Pictures stay out of the copy; restate everything else in the material exactly.
====== Data for processing
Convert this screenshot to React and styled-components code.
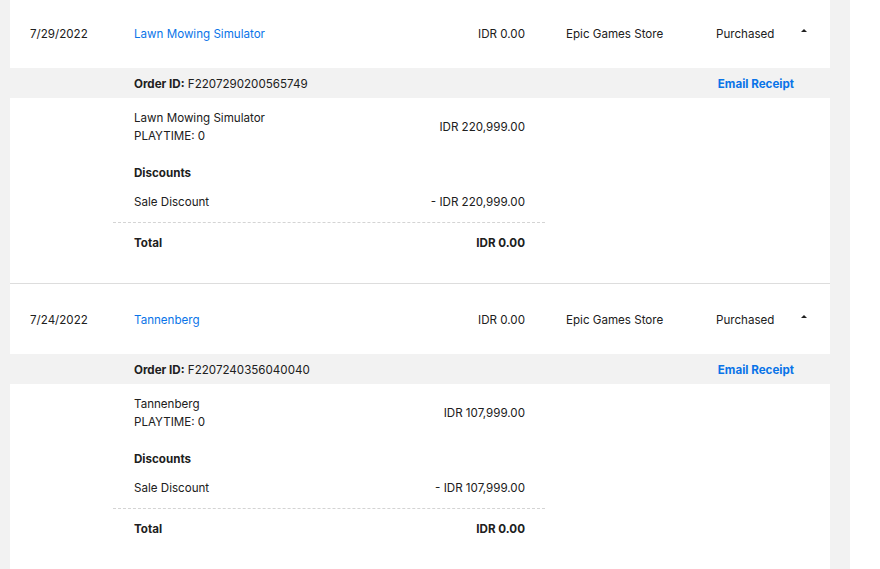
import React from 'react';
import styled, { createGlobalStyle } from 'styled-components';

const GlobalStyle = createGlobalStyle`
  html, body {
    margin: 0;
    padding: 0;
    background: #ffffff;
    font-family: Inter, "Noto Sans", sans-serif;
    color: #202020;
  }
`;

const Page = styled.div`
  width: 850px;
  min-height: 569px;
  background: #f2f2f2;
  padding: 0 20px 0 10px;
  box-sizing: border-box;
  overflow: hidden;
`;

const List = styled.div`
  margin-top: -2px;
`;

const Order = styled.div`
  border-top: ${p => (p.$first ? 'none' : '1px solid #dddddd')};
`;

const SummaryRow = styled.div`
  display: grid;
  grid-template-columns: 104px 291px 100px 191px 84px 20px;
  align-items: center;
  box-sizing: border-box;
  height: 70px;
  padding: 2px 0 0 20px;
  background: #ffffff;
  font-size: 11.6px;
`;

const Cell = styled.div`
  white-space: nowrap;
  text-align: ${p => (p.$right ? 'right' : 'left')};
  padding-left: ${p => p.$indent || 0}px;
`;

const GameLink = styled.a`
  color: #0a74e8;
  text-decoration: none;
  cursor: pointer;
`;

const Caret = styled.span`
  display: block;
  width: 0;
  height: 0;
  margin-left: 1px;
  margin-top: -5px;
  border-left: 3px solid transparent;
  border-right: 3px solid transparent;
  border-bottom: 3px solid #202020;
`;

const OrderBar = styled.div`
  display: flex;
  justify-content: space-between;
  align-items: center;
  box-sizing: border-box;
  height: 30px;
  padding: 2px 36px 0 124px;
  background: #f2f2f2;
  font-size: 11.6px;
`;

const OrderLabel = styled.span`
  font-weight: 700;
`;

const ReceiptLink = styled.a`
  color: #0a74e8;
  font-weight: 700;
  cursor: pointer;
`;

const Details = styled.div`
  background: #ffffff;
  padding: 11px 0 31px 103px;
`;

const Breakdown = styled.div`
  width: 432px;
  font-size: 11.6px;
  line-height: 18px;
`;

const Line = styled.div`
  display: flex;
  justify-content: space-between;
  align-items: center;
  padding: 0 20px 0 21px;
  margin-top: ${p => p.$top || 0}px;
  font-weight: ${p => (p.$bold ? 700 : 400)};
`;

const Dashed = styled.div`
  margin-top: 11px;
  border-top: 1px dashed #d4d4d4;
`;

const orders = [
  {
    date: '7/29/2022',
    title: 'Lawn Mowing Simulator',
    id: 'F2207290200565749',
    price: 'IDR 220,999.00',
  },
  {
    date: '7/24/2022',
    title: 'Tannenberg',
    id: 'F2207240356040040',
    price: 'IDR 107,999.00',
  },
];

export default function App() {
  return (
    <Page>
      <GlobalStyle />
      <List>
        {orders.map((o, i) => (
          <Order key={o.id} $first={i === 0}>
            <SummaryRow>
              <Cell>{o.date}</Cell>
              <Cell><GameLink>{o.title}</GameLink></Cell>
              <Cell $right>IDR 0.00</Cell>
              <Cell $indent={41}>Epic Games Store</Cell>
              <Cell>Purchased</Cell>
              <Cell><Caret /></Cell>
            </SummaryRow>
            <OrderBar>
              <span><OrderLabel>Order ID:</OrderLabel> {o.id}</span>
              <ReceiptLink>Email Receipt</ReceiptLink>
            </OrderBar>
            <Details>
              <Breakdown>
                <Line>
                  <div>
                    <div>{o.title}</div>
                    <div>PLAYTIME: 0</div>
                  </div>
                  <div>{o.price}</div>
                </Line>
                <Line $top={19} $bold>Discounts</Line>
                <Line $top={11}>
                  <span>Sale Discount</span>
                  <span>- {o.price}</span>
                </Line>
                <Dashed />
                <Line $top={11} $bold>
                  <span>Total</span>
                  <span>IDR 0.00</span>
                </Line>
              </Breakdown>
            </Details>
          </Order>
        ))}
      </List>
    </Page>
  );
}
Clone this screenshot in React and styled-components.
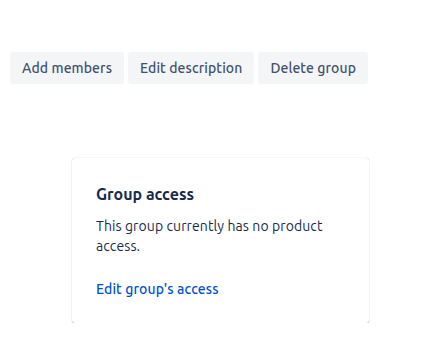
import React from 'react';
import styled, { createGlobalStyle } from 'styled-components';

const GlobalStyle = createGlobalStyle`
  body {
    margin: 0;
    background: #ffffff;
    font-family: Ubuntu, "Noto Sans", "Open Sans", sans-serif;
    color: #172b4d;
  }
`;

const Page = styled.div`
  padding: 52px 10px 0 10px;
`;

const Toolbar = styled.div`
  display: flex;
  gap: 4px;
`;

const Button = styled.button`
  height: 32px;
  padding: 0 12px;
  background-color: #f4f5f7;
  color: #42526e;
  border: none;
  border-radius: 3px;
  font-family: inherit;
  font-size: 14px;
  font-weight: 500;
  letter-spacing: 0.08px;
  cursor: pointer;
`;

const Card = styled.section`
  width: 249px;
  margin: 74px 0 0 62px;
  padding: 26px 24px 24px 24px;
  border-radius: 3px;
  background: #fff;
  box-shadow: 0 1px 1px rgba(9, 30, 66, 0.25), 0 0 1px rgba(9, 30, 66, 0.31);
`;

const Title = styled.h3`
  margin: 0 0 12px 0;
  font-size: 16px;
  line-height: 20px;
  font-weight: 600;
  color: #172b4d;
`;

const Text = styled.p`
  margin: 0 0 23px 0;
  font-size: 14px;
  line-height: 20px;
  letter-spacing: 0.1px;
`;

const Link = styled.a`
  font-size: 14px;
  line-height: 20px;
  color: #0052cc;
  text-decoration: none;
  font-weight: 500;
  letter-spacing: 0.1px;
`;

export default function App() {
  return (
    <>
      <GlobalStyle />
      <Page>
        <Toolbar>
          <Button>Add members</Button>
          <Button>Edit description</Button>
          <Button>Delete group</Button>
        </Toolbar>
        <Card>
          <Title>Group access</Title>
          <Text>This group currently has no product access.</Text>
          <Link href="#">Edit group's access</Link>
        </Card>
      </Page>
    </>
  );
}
============
*Task output*:
Convert this screenshot to React and styled-components code.
import React from 'react';
import styled, { createGlobalStyle } from 'styled-components';

const GlobalStyle = createGlobalStyle`
  html, body {
    margin: 0;
    padding: 0;
    background: #ffffff;
    font-family: Inter, "Noto Sans", sans-serif;
    color: #202020;
  }
`;

const Page = styled.div`
  width: 850px;
  min-height: 569px;
  background: #f2f2f2;
  padding: 0 20px 0 10px;
  box-sizing: border-box;
  overflow: hidden;
`;

const List = styled.div`
  margin-top: -2px;
`;

const Order = styled.div`
  border-top: ${p => (p.$first ? 'none' : '1px solid #dddddd')};
`;

const SummaryRow = styled.div`
  display: grid;
  grid-template-columns: 104px 291px 100px 191px 84px 20px;
  align-items: center;
  box-sizing: border-box;
  height: 70px;
  padding: 2px 0 0 20px;
  background: #ffffff;
  font-size: 11.6px;
`;

const Cell = styled.div`
  white-space: nowrap;
  text-align: ${p => (p.$right ? 'right' : 'left')};
  padding-left: ${p => p.$indent || 0}px;
`;

const GameLink = styled.a`
  color: #0a74e8;
  text-decoration: none;
  cursor: pointer;
`;

const Caret = styled.span`
  display: block;
  width: 0;
  height: 0;
  margin-left: 1px;
  margin-top: -5px;
  border-left: 3px solid transparent;
  border-right: 3px solid transparent;
  border-bottom: 3px solid #202020;
`;

const OrderBar = styled.div`
  display: flex;
  justify-content: space-between;
  align-items: center;
  box-sizing: border-box;
  height: 30px;
  padding: 2px 36px 0 124px;
  background: #f2f2f2;
  font-size: 11.6px;
`;

const OrderLabel = styled.span`
  font-weight: 700;
`;

const ReceiptLink = styled.a`
  color: #0a74e8;
  font-weight: 700;
  cursor: pointer;
`;

const Details = styled.div`
  background: #ffffff;
  padding: 11px 0 31px 103px;
`;

const Breakdown = styled.div`
  width: 432px;
  font-size: 11.6px;
  line-height: 18px;
`;

const Line = styled.div`
  display: flex;
  justify-content: space-between;
  align-items: center;
  padding: 0 20px 0 21px;
  margin-top: ${p => p.$top || 0}px;
  font-weight: ${p => (p.$bold ? 700 : 400)};
`;

const Dashed = styled.div`
  margin-top: 11px;
  border-top: 1px dashed #d4d4d4;
`;

const orders = [
  {
    date: '7/29/2022',
    title: 'Lawn Mowing Simulator',
    id: 'F2207290200565749',
    price: 'IDR 220,999.00',
  },
  {
    date: '7/24/2022',
    title: 'Tannenberg',
    id: 'F2207240356040040',
    price: 'IDR 107,999.00',
  },
];

export default function App() {
  return (
    <Page>
      <GlobalStyle />
      <List>
        {orders.map((o, i) => (
          <Order key={o.id} $first={i === 0}>
            <SummaryRow>
              <Cell>{o.date}</Cell>
              <Cell><GameLink>{o.title}</GameLink></Cell>
              <Cell $right>IDR 0.00</Cell>
              <Cell $indent={41}>Epic Games Store</Cell>
              <Cell>Purchased</Cell>
              <Cell><Caret /></Cell>
            </SummaryRow>
            <OrderBar>
              <span><OrderLabel>Order ID:</OrderLabel> {o.id}</span>
              <ReceiptLink>Email Receipt</ReceiptLink>
            </OrderBar>
            <Details>
              <Breakdown>
                <Line>
                  <div>
                    <div>{o.title}</div>
                    <div>PLAYTIME: 0</div>
                  </div>
                  <div>{o.price}</div>
                </Line>
                <Line $top={19} $bold>Discounts</Line>
                <Line $top={11}>
                  <span>Sale Discount</span>
                  <span>- {o.price}</span>
                </Line>
                <Dashed />
                <Line $top={11} $bold>
                  <span>Total</span>
                  <span>IDR 0.00</span>
                </Line>
              </Breakdown>
            </Details>
          </Order>
        ))}
      </List>
    </Page>
  );
}
Clone this screenshot in React and styled-components.
import React from 'react';
import styled, { createGlobalStyle } from 'styled-components';

const GlobalStyle = createGlobalStyle`
  body {
    margin: 0;
    background: #ffffff;
    font-family: Ubuntu, "Noto Sans", "Open Sans", sans-serif;
    color: #172b4d;
  }
`;

const Page = styled.div`
  padding: 52px 10px 0 10px;
`;

const Toolbar = styled.div`
  display: flex;
  gap: 4px;
`;

const Button = styled.button`
  height: 32px;
  padding: 0 12px;
  background-color: #f4f5f7;
  color: #42526e;
  border: none;
  border-radius: 3px;
  font-family: inherit;
  font-size: 14px;
  font-weight: 500;
  letter-spacing: 0.08px;
  cursor: pointer;
`;

const Card = styled.section`
  width: 249px;
  margin: 74px 0 0 62px;
  padding: 26px 24px 24px 24px;
  border-radius: 3px;
  background: #fff;
  box-shadow: 0 1px 1px rgba(9, 30, 66, 0.25), 0 0 1px rgba(9, 30, 66, 0.31);
`;

const Title = styled.h3`
  margin: 0 0 12px 0;
  font-size: 16px;
  line-height: 20px;
  font-weight: 600;
  color: #172b4d;
`;

const Text = styled.p`
  margin: 0 0 23px 0;
  font-size: 14px;
  line-height: 20px;
  letter-spacing: 0.1px;
`;

const Link = styled.a`
  font-size: 14px;
  line-height: 20px;
  color: #0052cc;
  text-decoration: none;
  font-weight: 500;
  letter-spacing: 0.1px;
`;

export default function App() {
  return (
    <>
      <GlobalStyle />
      <Page>
        <Toolbar>
          <Button>Add members</Button>
          <Button>Edit description</Button>
          <Button>Delete group</Button>
        </Toolbar>
        <Card>
          <Title>Group access</Title>
          <Text>This group currently has no product access.</Text>
          <Link href="#">Edit group's access</Link>
        </Card>
      </Page>
    </>
  );
}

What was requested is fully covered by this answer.